Dealership with Henri-Pierre Roché. Wikipedia: The Free Encyclopedia, en.wikipedia.org/wiki/Sanyu_(painter)#Dealership_with_Henri-Pierre_Roché.
Drawing in China – Art and Art Education in the Wake of Modern China. Heidelberg University Publications, 2018, heiup.uni-heidelberg.de/catalog/view/457/679/85133.
Femme nue assise. Sanyu.org, www.sanyu.org/works/femme-nue-assise.php.
Goldfish. Christie’s, www.christies.com/en/lot/lot-6297113.
How Sanyu Became a Market Sensation. Artsy, www.artsy.net/article/artsy-editorial-sanyu-chinese-french-modernist-market-sensation.
Liu Haisu. Wikipedia: The Free Encyclopedia, 7 Aug. 2024, en.wikipedia.org/wiki/Liu_Haisu.
Pan Yuliang. Wikipedia: The Free Encyclopedia, 12 Feb. 2025, en.wikipedia.org/wiki/Pan_Yuliang.
Portrayal of female bodies in Chinese contemporary art. Wikipedia: The Free Encyclopedia, 12 Feb. 2025, en.wikipedia.org/wiki/Portrayal_of_female_bodies_in_Chinese_contemporary_art.
Quatre Nus Sells for HK$258 Million at Sotheby’s Auction. Barron’s, www.barrons.com/articles/sanyus-quatre-nus-sells-for-hk-258-million-at-sothebys-auction-01594330744.
Sanyu (painter). Wikipedia: The Free Encyclopedia, en.wikipedia.org/wiki/Sanyu_(painter).
Sanyu in Paris (With Video). Christie’s, www.christies.com/en/stories/sanyu-in-paris-with-video-571f2466665a4995bdd8b5288ee32240.

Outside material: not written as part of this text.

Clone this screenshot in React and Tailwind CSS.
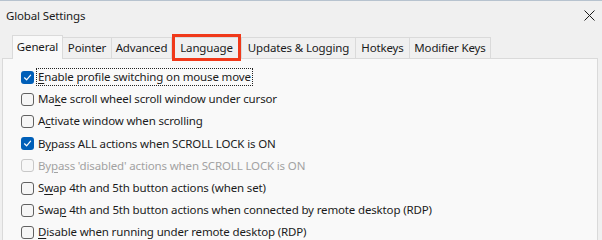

Sanyu: history and tribulations of the Chinese Matisse. Finestre sull’Arte, 28 Dec. 2022, www.finestresullarte.info/en/works-and-artists/sanyu-history-and-tribulations-of-the-chinese-matisse.
The Last Nude Painting by Sanyu Sells for Record HK$198 Million. The Value, en.thevalue.com/articles/sanyu-nu-last-nude-sothebys-modern-art.
Woman in Red – Long Museum. The Long Museum, www.thelongmuseum.org/en/list-319/detail-1726.html.


These just make me want to work. Work work work. There is something in the aesthetic, the simplicity, which give me a permission structure to do more with less, be less critical and more prolific.
Inspirational. Let’s do this again tomorrow!